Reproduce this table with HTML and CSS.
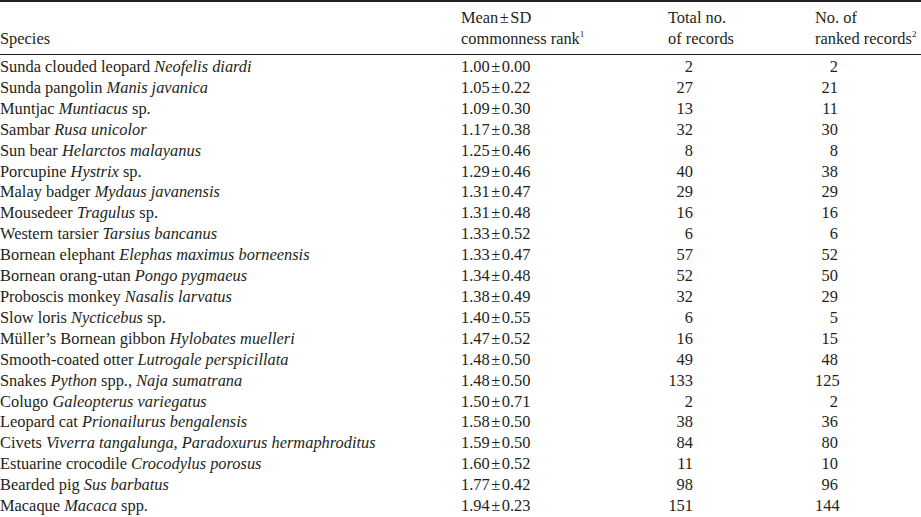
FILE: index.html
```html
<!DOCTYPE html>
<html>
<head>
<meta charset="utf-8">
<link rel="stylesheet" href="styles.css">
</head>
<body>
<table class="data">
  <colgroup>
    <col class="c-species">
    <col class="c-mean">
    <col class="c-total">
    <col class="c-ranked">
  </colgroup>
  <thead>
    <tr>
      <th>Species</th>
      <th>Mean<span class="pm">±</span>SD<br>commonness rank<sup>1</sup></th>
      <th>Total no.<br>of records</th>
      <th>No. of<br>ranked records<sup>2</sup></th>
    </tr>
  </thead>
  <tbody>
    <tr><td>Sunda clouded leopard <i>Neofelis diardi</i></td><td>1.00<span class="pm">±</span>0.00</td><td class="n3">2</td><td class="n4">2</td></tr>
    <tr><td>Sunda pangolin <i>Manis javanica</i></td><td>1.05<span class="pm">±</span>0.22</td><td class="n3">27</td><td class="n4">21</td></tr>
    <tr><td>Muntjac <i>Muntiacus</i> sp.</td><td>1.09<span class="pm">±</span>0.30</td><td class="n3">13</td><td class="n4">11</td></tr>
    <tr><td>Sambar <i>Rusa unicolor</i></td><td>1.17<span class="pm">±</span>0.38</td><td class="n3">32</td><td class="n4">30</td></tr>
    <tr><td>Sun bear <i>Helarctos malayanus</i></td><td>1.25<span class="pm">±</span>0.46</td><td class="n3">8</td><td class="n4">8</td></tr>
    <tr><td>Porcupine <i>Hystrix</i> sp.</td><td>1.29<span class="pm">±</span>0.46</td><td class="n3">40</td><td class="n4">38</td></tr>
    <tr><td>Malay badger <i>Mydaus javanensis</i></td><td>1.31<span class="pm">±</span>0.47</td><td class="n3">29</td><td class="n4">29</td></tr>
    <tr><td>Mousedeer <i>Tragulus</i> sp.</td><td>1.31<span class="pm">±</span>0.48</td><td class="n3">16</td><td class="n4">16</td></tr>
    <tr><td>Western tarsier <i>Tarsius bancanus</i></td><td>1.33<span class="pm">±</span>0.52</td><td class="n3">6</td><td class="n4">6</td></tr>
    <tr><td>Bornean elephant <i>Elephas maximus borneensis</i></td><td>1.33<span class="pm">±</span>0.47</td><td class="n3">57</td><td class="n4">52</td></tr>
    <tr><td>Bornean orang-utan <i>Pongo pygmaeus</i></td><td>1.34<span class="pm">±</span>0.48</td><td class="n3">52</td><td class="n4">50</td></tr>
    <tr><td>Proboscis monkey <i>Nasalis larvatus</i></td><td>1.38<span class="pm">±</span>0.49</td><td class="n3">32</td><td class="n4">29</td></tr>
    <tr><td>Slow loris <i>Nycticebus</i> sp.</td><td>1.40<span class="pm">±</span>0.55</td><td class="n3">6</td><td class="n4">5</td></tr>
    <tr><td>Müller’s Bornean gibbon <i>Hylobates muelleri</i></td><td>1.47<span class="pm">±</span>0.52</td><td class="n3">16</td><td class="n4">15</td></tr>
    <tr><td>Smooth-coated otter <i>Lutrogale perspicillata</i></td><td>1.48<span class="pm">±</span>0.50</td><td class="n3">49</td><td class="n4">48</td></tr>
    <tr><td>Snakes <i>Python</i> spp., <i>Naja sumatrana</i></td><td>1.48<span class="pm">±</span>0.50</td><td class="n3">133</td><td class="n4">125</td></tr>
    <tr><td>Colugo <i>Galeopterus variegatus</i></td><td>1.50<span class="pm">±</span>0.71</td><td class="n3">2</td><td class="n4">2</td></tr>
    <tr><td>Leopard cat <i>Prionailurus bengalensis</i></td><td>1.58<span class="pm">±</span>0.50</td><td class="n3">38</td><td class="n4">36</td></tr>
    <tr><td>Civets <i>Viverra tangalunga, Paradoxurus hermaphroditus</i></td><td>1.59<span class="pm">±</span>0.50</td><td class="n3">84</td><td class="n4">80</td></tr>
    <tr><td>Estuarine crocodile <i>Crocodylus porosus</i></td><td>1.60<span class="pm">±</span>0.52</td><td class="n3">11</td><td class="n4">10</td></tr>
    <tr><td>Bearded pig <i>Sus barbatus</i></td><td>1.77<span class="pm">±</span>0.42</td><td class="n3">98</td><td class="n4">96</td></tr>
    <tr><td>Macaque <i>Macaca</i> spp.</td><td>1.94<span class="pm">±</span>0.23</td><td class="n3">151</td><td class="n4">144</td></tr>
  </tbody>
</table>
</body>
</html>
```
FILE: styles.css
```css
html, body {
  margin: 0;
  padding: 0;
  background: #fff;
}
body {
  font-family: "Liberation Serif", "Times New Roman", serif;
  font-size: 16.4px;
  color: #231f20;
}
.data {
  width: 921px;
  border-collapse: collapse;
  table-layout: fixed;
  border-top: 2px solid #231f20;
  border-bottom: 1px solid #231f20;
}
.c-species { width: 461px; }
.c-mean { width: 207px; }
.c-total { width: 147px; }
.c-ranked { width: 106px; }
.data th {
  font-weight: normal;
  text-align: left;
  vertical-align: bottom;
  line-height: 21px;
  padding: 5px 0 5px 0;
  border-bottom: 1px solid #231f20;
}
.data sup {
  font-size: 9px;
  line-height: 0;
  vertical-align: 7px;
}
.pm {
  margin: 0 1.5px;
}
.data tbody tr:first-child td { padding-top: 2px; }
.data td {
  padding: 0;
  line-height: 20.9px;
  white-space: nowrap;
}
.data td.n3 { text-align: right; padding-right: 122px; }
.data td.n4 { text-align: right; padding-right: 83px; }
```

Problem to solve –
Where a line above contains the word "table", copy that line.

Response –
Reproduce this table with HTML and CSS.
<table class="data">
</table>
  table-layout: fixed;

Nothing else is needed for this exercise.